Flight Attendants, for the most part, are poised, polite and outgoing, with just enough reserve. They aren’t easily shaken, and are trained not to wear their emotions on their sleeves. Their feathers aren’t ruffled easily, or so we’re fooled to think! Ever wonder what sort of things have the power to burrow under their tough skin? We asked our resident flight attendant, Stephen, what irritates him (and his colleagues) during a flight. Check out the hilarious list of situational annoyances he came up with:
- “Sir/madam, we need electronic devices switched off for takeoff— thanks.” …2 mins later… “Sir we really need your mobile phone OFF before takeoff” …moments later… “SIR, sir, I need to give the captain the secure for take off… PLEASE can you switch off now!!?” - In other words, please turn your devices off when asked.
- When passengers decide to get engrossed in looking at a film or out the window when the drinks trolley is at the row, but moan/complain that we haven’t offered a drink.
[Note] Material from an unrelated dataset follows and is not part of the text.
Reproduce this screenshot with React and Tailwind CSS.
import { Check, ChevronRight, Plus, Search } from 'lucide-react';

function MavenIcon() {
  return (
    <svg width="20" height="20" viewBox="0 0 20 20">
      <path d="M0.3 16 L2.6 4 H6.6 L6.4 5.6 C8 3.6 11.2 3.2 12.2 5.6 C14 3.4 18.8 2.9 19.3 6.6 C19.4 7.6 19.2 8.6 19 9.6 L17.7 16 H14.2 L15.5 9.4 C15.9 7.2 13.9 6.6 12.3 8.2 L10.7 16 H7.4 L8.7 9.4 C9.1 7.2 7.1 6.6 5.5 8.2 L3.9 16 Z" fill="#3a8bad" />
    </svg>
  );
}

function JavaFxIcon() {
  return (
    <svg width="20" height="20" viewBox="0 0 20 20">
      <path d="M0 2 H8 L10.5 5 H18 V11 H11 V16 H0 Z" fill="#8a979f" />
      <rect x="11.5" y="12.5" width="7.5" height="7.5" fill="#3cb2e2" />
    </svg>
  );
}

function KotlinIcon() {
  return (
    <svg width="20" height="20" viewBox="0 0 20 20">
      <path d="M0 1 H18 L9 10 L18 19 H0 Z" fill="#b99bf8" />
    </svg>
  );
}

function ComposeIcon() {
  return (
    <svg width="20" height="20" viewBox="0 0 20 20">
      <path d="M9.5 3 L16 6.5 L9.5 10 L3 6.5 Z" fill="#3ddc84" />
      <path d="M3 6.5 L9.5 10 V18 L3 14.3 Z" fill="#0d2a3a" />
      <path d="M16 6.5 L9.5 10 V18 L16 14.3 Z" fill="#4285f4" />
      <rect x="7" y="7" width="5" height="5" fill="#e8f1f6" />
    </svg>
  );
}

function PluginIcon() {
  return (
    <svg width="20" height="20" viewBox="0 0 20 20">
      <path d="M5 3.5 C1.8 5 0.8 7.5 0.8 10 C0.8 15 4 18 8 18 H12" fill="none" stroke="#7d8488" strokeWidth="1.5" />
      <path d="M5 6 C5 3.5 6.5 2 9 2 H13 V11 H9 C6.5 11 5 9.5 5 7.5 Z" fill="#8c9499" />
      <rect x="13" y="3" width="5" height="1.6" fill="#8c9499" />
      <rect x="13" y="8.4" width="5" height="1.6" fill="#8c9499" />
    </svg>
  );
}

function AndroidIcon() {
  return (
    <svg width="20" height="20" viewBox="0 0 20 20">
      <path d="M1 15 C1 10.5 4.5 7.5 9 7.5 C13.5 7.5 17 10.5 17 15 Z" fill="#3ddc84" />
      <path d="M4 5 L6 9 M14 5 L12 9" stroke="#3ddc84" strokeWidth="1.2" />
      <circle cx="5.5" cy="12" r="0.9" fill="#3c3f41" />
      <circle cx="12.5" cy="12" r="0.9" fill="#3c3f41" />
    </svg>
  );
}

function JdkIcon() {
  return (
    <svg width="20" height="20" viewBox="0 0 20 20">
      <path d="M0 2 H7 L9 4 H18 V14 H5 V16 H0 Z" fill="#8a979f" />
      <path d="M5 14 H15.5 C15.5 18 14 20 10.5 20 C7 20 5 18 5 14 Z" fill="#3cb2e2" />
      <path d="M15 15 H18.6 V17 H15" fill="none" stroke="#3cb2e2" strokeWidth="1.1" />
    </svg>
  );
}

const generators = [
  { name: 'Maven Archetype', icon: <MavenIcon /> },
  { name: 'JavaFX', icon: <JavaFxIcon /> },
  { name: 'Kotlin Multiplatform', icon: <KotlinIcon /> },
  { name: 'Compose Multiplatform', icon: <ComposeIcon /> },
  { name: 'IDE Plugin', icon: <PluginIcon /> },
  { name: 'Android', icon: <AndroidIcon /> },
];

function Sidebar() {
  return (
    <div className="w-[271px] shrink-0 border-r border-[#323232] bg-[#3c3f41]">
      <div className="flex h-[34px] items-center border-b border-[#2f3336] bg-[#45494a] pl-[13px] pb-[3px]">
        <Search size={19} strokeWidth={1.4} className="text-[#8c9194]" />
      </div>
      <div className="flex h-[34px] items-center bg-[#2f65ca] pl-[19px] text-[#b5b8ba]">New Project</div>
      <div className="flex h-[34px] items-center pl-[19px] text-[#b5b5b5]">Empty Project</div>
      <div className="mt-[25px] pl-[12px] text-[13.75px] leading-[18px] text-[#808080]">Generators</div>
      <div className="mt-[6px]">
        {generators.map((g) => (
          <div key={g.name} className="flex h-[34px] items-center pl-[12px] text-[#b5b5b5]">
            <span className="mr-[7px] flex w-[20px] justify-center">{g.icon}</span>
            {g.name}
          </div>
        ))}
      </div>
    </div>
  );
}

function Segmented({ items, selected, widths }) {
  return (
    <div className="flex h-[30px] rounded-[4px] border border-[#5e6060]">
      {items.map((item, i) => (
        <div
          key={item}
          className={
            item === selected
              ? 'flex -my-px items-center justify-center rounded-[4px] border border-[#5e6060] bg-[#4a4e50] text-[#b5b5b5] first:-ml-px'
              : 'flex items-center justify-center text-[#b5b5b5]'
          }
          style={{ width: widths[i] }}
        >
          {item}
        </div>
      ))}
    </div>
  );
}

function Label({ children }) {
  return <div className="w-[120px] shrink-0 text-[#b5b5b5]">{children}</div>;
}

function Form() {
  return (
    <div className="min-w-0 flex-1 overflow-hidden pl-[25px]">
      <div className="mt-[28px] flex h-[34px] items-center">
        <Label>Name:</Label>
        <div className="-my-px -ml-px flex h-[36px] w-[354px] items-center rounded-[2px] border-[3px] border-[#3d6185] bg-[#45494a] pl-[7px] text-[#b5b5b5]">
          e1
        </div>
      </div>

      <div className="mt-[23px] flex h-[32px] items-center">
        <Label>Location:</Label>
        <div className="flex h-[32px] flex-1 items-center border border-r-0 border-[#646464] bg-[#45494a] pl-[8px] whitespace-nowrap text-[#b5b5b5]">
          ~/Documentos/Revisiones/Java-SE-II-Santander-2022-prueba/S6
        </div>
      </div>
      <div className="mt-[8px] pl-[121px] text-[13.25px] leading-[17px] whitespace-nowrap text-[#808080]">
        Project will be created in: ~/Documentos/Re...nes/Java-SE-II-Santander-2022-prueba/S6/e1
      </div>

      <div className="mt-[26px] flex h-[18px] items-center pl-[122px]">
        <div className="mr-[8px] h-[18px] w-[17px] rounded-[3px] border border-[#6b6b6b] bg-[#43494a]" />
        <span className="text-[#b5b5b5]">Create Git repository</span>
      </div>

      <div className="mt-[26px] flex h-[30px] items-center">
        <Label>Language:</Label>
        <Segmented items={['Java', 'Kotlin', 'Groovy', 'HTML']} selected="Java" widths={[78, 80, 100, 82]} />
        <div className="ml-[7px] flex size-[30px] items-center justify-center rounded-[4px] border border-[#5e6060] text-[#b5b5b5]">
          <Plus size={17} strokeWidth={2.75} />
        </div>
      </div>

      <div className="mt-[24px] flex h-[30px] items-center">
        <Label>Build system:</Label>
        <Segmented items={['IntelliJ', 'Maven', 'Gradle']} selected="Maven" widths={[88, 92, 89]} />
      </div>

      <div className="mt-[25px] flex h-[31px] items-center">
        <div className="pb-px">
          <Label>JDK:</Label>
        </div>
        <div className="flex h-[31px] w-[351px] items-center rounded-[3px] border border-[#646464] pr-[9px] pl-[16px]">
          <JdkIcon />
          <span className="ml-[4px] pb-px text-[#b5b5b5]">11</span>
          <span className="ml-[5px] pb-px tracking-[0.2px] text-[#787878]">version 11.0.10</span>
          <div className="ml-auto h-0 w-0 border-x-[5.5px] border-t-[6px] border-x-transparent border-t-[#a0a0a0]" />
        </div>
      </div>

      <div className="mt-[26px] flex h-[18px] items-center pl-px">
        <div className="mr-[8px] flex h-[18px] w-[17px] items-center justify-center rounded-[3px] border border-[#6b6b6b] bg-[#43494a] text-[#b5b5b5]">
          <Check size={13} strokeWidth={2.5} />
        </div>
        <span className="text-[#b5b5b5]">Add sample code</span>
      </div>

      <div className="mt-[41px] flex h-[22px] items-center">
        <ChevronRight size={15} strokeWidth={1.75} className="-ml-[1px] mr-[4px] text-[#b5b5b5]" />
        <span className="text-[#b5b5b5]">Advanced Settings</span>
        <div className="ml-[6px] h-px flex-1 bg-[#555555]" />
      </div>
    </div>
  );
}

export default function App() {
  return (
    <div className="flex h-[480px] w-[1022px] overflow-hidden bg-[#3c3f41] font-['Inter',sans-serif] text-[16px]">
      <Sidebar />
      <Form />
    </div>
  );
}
Clearly we have, but that bloody cloud was so much more interesting. - If you know you want a drink, don’t become engaged in other things when the drink cart is meant to surface.
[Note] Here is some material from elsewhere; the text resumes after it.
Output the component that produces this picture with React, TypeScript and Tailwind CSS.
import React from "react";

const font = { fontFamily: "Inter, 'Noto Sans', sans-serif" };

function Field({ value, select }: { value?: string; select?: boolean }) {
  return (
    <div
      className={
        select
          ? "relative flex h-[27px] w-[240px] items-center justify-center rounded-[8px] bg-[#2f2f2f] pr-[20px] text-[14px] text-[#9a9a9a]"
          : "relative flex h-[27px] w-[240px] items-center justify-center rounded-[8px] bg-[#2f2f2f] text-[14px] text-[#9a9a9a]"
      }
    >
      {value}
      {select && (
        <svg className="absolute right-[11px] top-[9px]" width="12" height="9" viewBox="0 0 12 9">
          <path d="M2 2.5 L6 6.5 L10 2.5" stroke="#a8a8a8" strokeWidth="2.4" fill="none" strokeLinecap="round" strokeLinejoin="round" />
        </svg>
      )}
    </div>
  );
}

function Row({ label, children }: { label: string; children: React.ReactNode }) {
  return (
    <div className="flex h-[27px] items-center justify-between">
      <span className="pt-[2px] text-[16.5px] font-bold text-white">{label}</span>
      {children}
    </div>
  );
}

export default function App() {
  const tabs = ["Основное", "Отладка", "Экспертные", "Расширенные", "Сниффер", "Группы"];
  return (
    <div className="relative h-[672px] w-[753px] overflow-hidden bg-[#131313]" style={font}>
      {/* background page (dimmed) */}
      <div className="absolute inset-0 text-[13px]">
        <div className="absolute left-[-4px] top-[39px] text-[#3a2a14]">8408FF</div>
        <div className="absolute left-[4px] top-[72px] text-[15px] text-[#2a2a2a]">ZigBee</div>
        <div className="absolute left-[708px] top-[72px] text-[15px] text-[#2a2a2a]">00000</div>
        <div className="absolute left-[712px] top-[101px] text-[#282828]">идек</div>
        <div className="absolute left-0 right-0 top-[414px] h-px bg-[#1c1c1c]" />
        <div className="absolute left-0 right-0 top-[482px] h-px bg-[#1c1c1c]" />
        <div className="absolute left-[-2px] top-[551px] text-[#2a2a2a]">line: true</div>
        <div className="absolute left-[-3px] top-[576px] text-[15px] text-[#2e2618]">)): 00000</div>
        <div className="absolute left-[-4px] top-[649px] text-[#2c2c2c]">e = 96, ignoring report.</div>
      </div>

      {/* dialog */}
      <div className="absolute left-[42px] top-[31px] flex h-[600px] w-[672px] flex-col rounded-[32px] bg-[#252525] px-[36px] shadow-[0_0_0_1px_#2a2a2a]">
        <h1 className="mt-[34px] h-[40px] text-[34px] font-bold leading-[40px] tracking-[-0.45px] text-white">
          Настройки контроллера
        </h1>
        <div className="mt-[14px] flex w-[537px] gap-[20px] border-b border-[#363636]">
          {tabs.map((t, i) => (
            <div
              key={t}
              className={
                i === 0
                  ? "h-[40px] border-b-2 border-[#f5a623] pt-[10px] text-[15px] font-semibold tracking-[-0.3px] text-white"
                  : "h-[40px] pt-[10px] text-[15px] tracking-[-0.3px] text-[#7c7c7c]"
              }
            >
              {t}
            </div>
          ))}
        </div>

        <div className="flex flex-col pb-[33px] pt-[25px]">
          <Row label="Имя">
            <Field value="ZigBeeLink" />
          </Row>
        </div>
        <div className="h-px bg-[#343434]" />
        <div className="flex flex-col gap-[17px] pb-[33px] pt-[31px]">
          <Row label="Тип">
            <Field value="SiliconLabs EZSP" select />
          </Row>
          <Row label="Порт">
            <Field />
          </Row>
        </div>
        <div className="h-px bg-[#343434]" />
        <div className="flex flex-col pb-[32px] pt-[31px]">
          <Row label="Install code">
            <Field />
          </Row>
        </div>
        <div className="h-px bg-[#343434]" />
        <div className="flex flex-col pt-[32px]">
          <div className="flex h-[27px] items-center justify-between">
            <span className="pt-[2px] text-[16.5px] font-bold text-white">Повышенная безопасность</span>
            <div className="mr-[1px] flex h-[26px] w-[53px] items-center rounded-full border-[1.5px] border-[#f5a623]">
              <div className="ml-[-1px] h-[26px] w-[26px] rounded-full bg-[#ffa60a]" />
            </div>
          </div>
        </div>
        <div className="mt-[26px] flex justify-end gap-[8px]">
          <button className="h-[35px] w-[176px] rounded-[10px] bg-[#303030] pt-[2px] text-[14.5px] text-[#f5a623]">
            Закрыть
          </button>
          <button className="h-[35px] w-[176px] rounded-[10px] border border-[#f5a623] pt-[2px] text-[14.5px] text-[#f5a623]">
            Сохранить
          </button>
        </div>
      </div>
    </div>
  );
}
- “Would you like a drink madam?”
Passenger: “What do you have?”
“A selection of cold drinks, juices, tea and coffee”
Passenger: “Do you have green tea?”
“No madam; only black tea.”
Passenger: “Hmm… um, I’ll have a Coke… no, make that a Sprite; is it cold? Do you have wine? And can I have a coffee as well? (Turns to husband) Jack, what do u want? Can I have a glass of water as well? And a tomato juice…? ”
TEN minutes later, 200 other passengers to serve and 5 drinks that can’t fit onto the tiny table … GET YOUR OWN PRIVATE JET!!
- Don’t stack your meal tray with bits from your handbag, rubbish from the terminal, or stuff from the person sitting next to you and expect us to fit it all into the tiny space on the trolley from which it came.
- Don’t get sick in the bathroom and leave it … Use the toilet and clean up after yourself!
- We love a chat but pick your moments— we’re not interested in knowing your dirty laundry and sordid affairs whilst we prep to serve passengers and the galley is a war zone… Or when were having a break and want some peace!
- Drunkenness. Stoned. High. General and various forms of being off your tits. Don’t do it. This just means we have to watch you like a hawk or call the police to meet the aircraft, which means more work for us. Fly controllably buzzed or sober please, alcohol goes to your head quicker due to the lack of oxygen In the cabin.
- Don’t take pictures or video us during the safety demo.
- Big groups of rowdy teenagers, clambering all over each other constantly: Sit down. Behave.
- No… we won’t lift your insanely heavy bag. You packed it and got it this far. Now lift it your damn self— you won’t be pushing me around in my wheelchair when my back is screwed up.
- Back to vomiting. Please don’t projectile over one of us. (True story that happened to a coworker/friend: She had to be offloaded and get given a change of clothes).
- Lack of basic manners (Sorry, but Americans are the worst … They just bark orders at you with no please, or thanks). It’s simple: Do unto others as you would have them do unto you.
- Save the masturbation until you reach your final destination. We can see your blanket going up and down— Sweaty freak!
- Ding. “Have you got a pillow?” Ding. “Have you got a blanket?” Ding. “Can I have some water?” Ding. “Can you turn the heating up?” Ding. “It’s quite warm in the cabin.” Ding. Ding. Ding!!! The call bell is not to be abused… (See number 3).
- Stewardesses aren’t here for you to treat like a stripper at a club… And no, please don’t smack us on the bum to get our attention… (This happens more often than you think). Not that kind of party!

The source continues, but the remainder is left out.